Dan’s tenure at WBC prepared him well for the transition to real estate. He helped CEOs through bureaucratic red tape and dealing with construction issues like transportation challenges and talent shortages, which he continues to do at CBRE. But Dan's job doesn’t end once he secures office space for a firm. He’s always searching for ways to build bridges between startups and more traditional businesses; he believes each has something to teach the other and usually only positive things can result. Playing a small role as that connective layer between groups adds value that can never be realized on a lease agreement, he tells us.
Dan says one tried-and-true practice carried over to his real estate career: the importance of personal relationships and connecting others. Dan says we simply can’t overestimate the value that can be created by using our own networks for the betterment of others.
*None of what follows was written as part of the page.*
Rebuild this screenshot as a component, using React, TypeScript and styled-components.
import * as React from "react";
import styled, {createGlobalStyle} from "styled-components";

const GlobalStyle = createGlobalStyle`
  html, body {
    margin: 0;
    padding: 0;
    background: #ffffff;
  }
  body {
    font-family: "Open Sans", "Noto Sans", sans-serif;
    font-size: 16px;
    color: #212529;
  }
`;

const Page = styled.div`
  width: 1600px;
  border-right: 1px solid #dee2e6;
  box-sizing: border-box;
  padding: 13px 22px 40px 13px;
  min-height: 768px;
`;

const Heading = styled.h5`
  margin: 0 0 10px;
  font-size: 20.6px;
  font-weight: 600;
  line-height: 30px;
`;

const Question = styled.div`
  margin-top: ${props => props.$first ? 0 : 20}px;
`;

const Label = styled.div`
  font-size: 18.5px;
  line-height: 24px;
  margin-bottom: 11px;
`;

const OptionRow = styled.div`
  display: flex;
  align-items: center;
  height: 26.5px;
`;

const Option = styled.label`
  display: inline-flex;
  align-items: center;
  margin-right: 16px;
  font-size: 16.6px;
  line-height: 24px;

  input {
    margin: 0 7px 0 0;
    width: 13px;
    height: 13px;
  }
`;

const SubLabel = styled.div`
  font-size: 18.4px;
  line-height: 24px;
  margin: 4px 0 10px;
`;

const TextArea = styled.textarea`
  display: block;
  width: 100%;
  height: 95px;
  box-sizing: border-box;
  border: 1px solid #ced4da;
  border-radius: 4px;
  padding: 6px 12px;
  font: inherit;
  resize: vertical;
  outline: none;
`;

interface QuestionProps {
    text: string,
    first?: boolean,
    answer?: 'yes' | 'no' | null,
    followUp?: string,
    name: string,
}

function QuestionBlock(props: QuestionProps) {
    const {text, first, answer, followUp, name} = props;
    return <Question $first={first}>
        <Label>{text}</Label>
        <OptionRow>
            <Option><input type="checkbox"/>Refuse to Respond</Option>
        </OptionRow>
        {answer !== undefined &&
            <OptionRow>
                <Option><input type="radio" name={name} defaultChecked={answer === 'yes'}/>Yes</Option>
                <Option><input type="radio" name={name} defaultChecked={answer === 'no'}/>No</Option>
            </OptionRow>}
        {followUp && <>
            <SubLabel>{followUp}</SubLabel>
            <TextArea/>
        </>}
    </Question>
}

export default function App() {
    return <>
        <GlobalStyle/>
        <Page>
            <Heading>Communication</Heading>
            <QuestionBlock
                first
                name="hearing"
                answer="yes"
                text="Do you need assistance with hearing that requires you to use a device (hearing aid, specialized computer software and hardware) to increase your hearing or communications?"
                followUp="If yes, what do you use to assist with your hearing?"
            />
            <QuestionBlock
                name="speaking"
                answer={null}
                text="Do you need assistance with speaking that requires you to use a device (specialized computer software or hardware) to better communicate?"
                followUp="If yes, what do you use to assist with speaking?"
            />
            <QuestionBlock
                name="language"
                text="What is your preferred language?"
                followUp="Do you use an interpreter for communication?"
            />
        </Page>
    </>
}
Dan says time, talent and culture are major driving forces behind today’s office leasing market. Just a few of the ways companies can touch that employee reflex are through wellness and fitness programs, collaborative environments, soulful design and art in the workplace.
Dan finds the employers that best attract and retain talent are authentic in their goals. Even with the advances in technology, the foundation for an employer/employee relationship is the same. Companies want hard workers; employees want recognition for their work. So employers are getting smarter about workplace efficiencies. But Dan also believes the market may have swung too far left on open workplace environments and density algorithms. There’s a reality returning to the market on what the most productive workplaces look like. Dan says companies can design a workspace, but they can’t manufacture soul. Talent is bred by a nurturing culture and if it isn’t set early, it will be adversely reflected down the line.
As for the next big tech office markets in town, Dan is high on Goose Island and the Clybourn/Elston industrial corridor, in large part because they are right in the middle of the neighborhoods where young workers already live. Dan sees a resurgence of office opportunities and sophisticated developments in these submarkets. One example: CBRE client Cards Against Humanity. Dan and his partners, Kyle Kamin and Jarrett Annenberg, worked with CAH founder Max Temkin on the company’s space at Elston and Cortland, where CAH is now attracting some of the most creative minds in the industry, by invitation.